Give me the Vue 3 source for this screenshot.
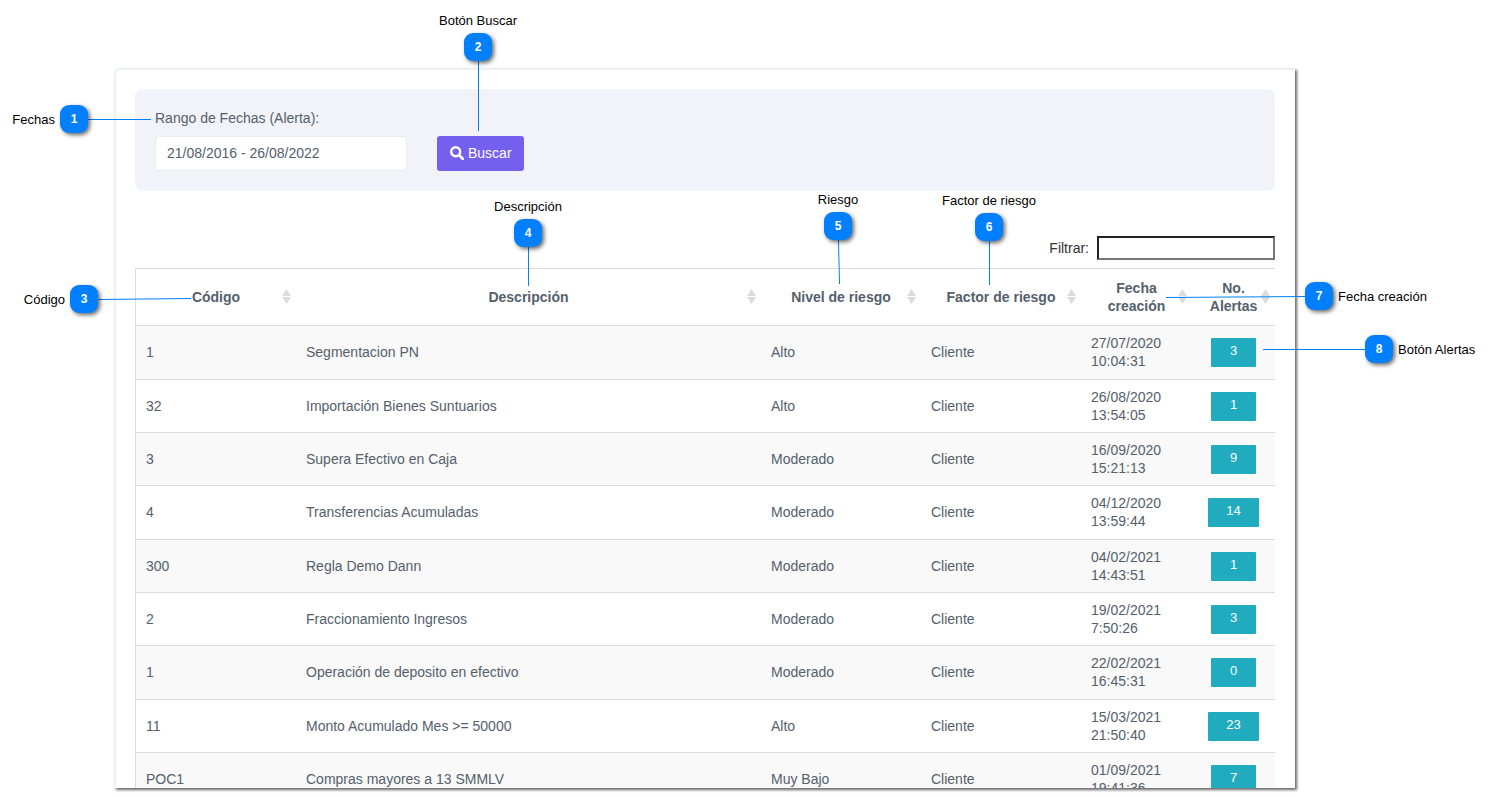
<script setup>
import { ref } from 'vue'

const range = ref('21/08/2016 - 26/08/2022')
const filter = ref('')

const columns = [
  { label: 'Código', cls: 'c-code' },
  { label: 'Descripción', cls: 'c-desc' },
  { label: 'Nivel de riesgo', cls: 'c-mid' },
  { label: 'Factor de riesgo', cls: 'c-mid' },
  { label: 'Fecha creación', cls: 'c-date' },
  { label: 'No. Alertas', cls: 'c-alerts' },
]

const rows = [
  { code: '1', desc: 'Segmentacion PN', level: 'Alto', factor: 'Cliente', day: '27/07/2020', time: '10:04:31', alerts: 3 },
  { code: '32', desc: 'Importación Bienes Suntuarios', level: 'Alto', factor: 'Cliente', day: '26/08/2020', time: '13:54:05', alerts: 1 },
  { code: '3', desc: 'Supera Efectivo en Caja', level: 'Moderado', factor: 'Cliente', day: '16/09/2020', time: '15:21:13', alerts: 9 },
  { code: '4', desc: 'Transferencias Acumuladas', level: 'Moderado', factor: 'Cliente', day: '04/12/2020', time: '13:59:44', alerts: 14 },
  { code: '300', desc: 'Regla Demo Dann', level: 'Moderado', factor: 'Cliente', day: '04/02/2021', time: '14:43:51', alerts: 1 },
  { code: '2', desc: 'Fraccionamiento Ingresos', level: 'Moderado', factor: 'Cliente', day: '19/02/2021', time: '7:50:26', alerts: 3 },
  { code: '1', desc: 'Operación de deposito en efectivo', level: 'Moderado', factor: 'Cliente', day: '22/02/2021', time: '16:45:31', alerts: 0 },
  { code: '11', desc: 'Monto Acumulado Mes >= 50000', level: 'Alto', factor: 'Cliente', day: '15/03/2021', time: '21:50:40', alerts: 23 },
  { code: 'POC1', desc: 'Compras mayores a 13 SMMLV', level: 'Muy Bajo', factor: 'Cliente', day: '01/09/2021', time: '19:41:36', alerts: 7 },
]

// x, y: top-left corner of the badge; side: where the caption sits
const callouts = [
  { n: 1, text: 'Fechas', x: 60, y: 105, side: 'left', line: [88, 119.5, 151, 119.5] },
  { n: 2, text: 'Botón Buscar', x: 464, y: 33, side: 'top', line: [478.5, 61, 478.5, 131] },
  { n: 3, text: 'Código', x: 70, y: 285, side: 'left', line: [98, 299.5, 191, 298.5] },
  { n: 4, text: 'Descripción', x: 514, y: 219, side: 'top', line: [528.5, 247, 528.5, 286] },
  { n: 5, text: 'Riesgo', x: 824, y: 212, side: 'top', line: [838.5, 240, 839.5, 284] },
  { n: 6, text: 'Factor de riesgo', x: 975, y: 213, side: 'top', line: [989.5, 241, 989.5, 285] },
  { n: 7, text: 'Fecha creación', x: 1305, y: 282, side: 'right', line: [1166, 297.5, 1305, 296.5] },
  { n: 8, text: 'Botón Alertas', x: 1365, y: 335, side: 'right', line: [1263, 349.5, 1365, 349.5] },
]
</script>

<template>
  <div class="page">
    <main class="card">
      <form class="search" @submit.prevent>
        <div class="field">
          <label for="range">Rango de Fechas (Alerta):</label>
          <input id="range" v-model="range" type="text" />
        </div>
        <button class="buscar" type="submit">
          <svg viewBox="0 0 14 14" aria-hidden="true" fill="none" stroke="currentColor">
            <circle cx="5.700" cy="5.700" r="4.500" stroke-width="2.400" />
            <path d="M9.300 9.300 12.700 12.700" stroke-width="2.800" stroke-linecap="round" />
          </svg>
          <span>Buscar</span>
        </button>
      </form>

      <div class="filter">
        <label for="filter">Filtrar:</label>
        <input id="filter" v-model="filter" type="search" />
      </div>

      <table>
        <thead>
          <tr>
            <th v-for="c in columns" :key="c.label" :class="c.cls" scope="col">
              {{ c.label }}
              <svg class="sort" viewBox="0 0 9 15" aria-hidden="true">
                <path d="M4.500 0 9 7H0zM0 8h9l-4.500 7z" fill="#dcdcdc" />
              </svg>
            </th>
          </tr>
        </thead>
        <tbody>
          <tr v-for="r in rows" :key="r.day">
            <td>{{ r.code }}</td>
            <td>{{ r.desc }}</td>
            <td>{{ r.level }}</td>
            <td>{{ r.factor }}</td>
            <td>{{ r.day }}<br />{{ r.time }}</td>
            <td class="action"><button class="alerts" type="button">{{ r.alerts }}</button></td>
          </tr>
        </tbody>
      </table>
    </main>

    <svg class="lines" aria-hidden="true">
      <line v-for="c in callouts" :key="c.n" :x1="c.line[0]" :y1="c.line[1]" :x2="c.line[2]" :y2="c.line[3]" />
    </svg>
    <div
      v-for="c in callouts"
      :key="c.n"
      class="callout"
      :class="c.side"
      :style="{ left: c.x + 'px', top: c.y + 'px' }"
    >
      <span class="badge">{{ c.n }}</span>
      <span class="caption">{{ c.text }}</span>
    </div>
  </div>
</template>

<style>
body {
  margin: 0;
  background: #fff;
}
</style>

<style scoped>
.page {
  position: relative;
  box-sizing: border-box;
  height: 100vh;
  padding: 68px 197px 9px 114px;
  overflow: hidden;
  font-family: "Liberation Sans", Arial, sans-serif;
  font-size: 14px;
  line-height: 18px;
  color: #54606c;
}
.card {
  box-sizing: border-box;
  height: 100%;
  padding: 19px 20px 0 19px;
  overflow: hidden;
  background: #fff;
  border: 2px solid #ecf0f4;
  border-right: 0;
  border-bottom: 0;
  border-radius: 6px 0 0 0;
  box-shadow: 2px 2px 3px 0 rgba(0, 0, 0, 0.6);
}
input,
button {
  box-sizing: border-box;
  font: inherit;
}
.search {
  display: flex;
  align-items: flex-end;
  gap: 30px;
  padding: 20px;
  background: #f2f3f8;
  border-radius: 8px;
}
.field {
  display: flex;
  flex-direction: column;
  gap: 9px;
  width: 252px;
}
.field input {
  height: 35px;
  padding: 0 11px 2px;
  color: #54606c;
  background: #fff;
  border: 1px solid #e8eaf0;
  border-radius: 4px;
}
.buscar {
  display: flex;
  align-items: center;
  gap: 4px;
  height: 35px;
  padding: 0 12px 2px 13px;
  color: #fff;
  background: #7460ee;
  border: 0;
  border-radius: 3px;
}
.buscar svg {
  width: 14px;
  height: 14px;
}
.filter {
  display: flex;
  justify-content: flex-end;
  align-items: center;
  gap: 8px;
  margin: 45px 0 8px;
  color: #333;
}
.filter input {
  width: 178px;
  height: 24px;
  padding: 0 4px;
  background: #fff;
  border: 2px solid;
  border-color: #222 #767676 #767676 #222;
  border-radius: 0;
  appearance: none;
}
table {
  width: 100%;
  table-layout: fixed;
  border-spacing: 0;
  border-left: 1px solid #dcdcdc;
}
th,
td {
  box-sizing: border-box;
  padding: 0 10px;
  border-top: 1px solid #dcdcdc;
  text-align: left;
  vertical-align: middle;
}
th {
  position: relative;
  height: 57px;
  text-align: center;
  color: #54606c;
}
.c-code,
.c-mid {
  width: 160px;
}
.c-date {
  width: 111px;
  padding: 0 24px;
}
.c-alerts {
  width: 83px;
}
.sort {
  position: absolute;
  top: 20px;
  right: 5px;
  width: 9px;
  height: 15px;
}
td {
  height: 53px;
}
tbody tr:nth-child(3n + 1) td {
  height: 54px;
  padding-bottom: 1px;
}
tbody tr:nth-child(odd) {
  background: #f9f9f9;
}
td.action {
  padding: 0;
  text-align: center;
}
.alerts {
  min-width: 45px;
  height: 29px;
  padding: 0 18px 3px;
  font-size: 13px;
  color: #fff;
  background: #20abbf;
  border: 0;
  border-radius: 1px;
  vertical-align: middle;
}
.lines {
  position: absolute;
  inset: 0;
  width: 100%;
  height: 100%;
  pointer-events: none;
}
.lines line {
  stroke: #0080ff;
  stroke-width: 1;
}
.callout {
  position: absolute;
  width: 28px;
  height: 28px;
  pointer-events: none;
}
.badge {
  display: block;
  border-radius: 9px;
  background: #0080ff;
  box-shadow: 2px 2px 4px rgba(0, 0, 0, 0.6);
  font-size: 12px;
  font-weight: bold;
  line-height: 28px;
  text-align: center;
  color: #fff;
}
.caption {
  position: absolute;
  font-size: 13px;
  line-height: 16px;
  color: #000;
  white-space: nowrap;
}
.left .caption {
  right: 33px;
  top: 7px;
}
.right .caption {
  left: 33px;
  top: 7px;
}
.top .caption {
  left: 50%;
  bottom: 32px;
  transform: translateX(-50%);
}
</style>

### [TASK REQUIREMENTS]
Restate the material word for word from its first line through the line containing "const filter = ref('')", both included; the pictures do not belong in it.

### [SOLUTION TO THE PROBLEM]
Give me the Vue 3 source for this screenshot.
<script setup>
import { ref } from 'vue'

const range = ref('21/08/2016 - 26/08/2022')
const filter = ref('')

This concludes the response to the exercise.